Although we were unable to directly speak to each other, it amazes me how much can be said through simple gestures and basic hand actions.
He became my little camera assistant for the day, although was absolutely terrified of the menacing appearance of the drone flying overhead. After a few minutes I was able to show him the screen, what his house and world looked like from the sky, leaving him with an ear to ear smile that wouldn’t leave his face. Several hours later, an entourage of his friends arrived, and he was in his element. He was explaining to them in pigdgin what was inside the big black box, how it has propellers and flies through the sky with its own set of eyes and a face, and how it watches down from above. He described all of this was via actions and hand movements to a crowd of inspired faces.
Up until now, most of these kids had never even seen a picture of themselves until observing their portraits on the back of my camera. This was one of those moments that I know will stay with me forever.
John, House Servant
John was one of the first New Guineans we had the pleasure of meeting. His choice to work within the compound's owners quarters provided a safe haven away from the dangers of street life surrounding the estate. For a man who's dietary habits revolved around a single meal of sweet potatoes once daily, he would cook us breakfast, lunch and dinner, each of exquisite cuisine. Most surprisingly of all, is that he chose never to eat what he cooks, as nothing would make him as "big and strong" as sweet potato.
The only way you can describe Alex is "Black Duke Nukem". His role was to follow me around the estate, never leaving my side as to protect me and my equipment at all costs. The man was a total ball of energy, with muscle tone that'd be competitive in professional body building; yet his loyalty and compassion was outstanding to say the least. We couldn't speak to each other due to the intense language barrier, but that didn't stop us having hour long discussions about life, where we lived, and what life is like on the other side of the world. I showed him photos, videos, and told him stories in a way not dissimilar to charades. One of the hardest parts about returning to Australia was having to explain to Alex why I needed to leave.

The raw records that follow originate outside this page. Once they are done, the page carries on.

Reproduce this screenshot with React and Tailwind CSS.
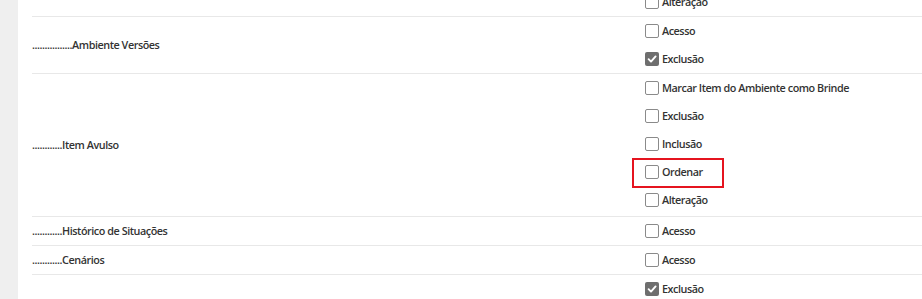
import React from 'react';

const rows = [
  { label: '', items: [{ text: 'Alteração' }] },
  { label: '................Ambiente Versões', items: [{ text: 'Acesso' }, { text: 'Exclusão', checked: true }] },
  {
    label: '............Item Avulso',
    items: [
      { text: 'Marcar Item do Ambiente como Brinde' },
      { text: 'Exclusão' },
      { text: 'Inclusão' },
      { text: 'Ordenar', highlight: true },
      { text: 'Alteração' },
    ],
    extra: true,
  },
  { label: '............Histórico de Situações', items: [{ text: 'Acesso' }] },
  { label: '............Cenários', items: [{ text: 'Acesso' }] },
  { label: '', items: [{ text: 'Exclusão', checked: true }] },
];

const Check = ({ checked }) =>
  checked ? (
    <span className="w-[14px] h-[14px] rounded-[2px] bg-[#6e6e6e] flex items-center justify-center shrink-0">
      <svg width="10" height="10" viewBox="0 0 10 10">
        <path d="M1.6 5.2 L4 7.6 L8.6 2.4" fill="none" stroke="#fff" strokeWidth="1.9" strokeLinecap="round" strokeLinejoin="round" />
      </svg>
    </span>
  ) : (
    <span className="w-[14px] h-[14px] rounded-[2px] border border-[#8a8a8a] bg-white shrink-0" />
  );

const Item = ({ text, checked, highlight }) => (
  <div className="relative h-[28px] flex items-center gap-[3px] pl-[1px]">
    <Check checked={checked} />
    <span>{text}</span>
    {/* destaque vermelho da captura */}
    {highlight && (
      <span className="absolute left-[-12px] top-0 w-[92px] h-[30px] border-2 border-[#e5141f] pointer-events-none" />
    )}
  </div>
);

export default function App() {
  return (
    <div
      className="w-[922px] h-[299px] overflow-hidden flex bg-white text-[10.8px] font-semibold tracking-[-0.45px] text-[#333]"
      style={{ fontFamily: '"Open Sans", "Noto Sans", sans-serif' }}
    >
      <div className="w-[18px] shrink-0 bg-[#efefef]" />
      <div className="flex-1 pl-[14px]">
        <div className="-mt-[12px]">
          {rows.map((row, idx) => (
            <div
              key={idx}
              className={`grid grid-cols-[612px_1fr] ${idx > 0 ? 'border-t border-[#e8e8e8]' : ''}`}
            >
              <div className="flex items-center">{row.label}</div>
              <div className={row.extra ? 'pb-[2px]' : ''}>
                {row.items.map((it, i) => (
                  <Item key={i} {...it} />
                ))}
              </div>
            </div>
          ))}
        </div>
      </div>
    </div>
  );
}
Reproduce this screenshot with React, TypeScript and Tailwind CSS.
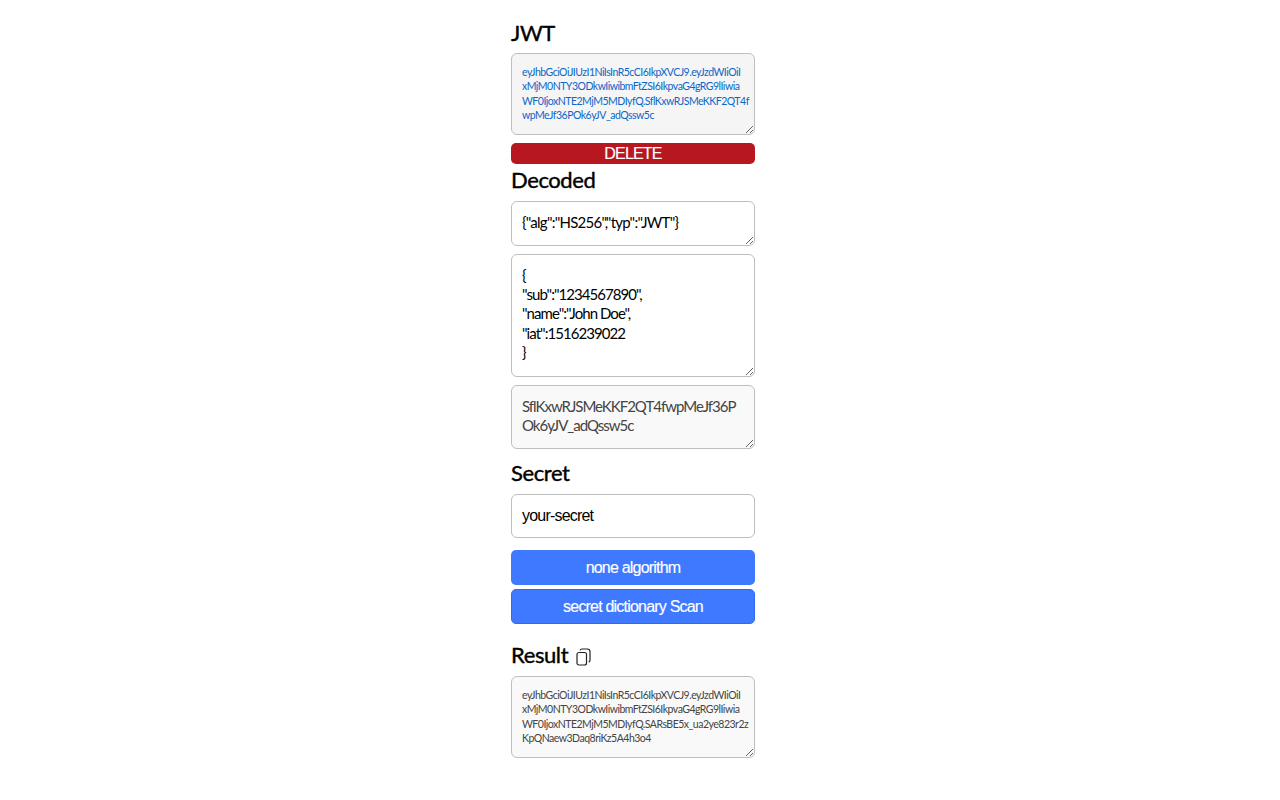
const FONT = "font-['Lato','Noto_Sans_CJK_KR',sans-serif]";
const ARIAL = "font-['Liberation_Sans',sans-serif] text-[16px] tracking-[-0.8px]";
const BUTTON_TEXT = "text-white [-webkit-text-stroke:0.15px_white]";

// line breaks fall where the reference wraps them
const JWT =
  'eyJhbGciOiJIUzI1NiIsInR5cCI6IkpXVCJ9.eyJzdWIiOiI\nxMjM0NTY3ODkwIiwibmFtZSI6IkpvaG4gRG9lIiwia\nWF0IjoxNTE2MjM5MDIyfQ.SflKxwRJSMeKKF2QT4f\nwpMeJf36POk6yJV_adQssw5c';
const RESULT =
  'eyJhbGciOiJIUzI1NiIsInR5cCI6IkpXVCJ9.eyJzdWIiOiI\nxMjM0NTY3ODkwIiwibmFtZSI6IkpvaG4gRG9lIiwia\nWF0IjoxNTE2MjM5MDIyfQ.SARsBE5x_ua2ye823r2z\nKpQNaew3Daq8riKz5A4h3o4';
const PAYLOAD = '{\n"sub":"1234567890",\n"name":"John Doe",\n"iat":1516239022\n}';

function Heading({ children }: { children: React.ReactNode }) {
  return <h2 className="text-[22px] leading-[28px] tracking-[-0.4px] text-black [-webkit-text-stroke:0.4px_black]">{children}</h2>;
}

function Area({ value, className }: { value: string; className: string }) {
  return (
    <textarea
      readOnly
      value={value}
      className={`block w-full rounded-[6px] border border-[#bebebe] px-[10px] outline-none ${FONT} ${className}`}
    />
  );
}

function CopyIcon() {
  return (
    <svg width="15" height="18" viewBox="0 0 15 18" fill="none" stroke="#222" strokeWidth="1.2" className="ml-[8px] mt-[3px]">
      <rect x="1" y="4.5" width="9.5" height="12.5" rx="2" />
      <path d="M4 2.4C4.3 1.5 5 1 5.8 1h5.6C12.8 1 14 2.2 14 3.6v8.6c0 .9-.5 1.6-1.3 1.9" />
    </svg>
  );
}

export default function App() {
  return (
    <div className={`flex min-h-[800px] justify-center bg-white pr-[14px] ${FONT}`}>
      <div className="flex w-[244px] flex-col pt-[19px]">
        <Heading>JWT</Heading>
        <Area value={JWT} className="mt-[6px] h-[82px] overflow-hidden whitespace-pre bg-[#f5f5f5] py-[11px] text-[10.5px] leading-[14.3px] tracking-[-0.5px] text-[#0b66c8]" />
        <button className={`mt-[8px] h-[21px] rounded-[5px] bg-[#b71820] leading-[21px] ${BUTTON_TEXT} ${ARIAL}`}>DELETE</button>
        <div className="mt-[2px]"><Heading>Decoded</Heading></div>
        <Area value={'{"alg":"HS256","typ":"JWT"}'} className="mt-[7px] h-[45px] bg-white py-[11px] text-[15px] leading-[19px] tracking-[-0.75px] text-black" />
        <Area value={PAYLOAD} className="mt-[8px] h-[123px] bg-white py-[11px] text-[15px] leading-[19.2px] tracking-[-0.95px] text-black" />
        <Area value="SflKxwRJSMeKKF2QT4fwpMeJf36POk6yJV_adQssw5c" className="mt-[8px] h-[64px] break-all bg-[#f9f9f9] py-[11px] text-[15px] leading-[19.2px] tracking-[-1px] text-[#444]" />
        <div className="mt-[10px]"><Heading>Secret</Heading></div>
        <input
          readOnly
          value="your-secret"
          className={`mt-[7px] h-[44px] w-full rounded-[6px] border border-[#bebebe] bg-white px-[10px] text-black outline-none ${ARIAL}`}
        />
        <button className={`mt-[12px] h-[35px] rounded-[5px] bg-[#3f79ff] ${BUTTON_TEXT} ${ARIAL}`}>none algorithm</button>
        <button className={`mt-[4px] h-[35px] rounded-[5px] border border-[#2f6bf0] bg-[#3f79ff] ${BUTTON_TEXT} ${ARIAL}`}>secret dictionary Scan</button>
        <div className="mt-[17px] flex items-center"><Heading>Result</Heading><CopyIcon /></div>
        <Area value={RESULT} className="mt-[7px] h-[82px] overflow-hidden whitespace-pre bg-[#f9f9f9] py-[11px] text-[10.5px] leading-[14.3px] tracking-[-0.5px] text-[#444]" />
      </div>
    </div>
  );
}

If there was even an indicator for intelligence that existed outside of verbal communication, Marta would receive the highest acclaim. With a language barrier preventing any discussion or instruction whatsoever, Marta's aptitude and observational learning had her completely master the specific roasting technique developed by Zest's own Rob McDonald by nothing more than a few days of trial and error within the walls of the roasting lab. Such a gentle, humble being, Marta's natural ability is something that needs to be recognised outside of the walls where she works her magic.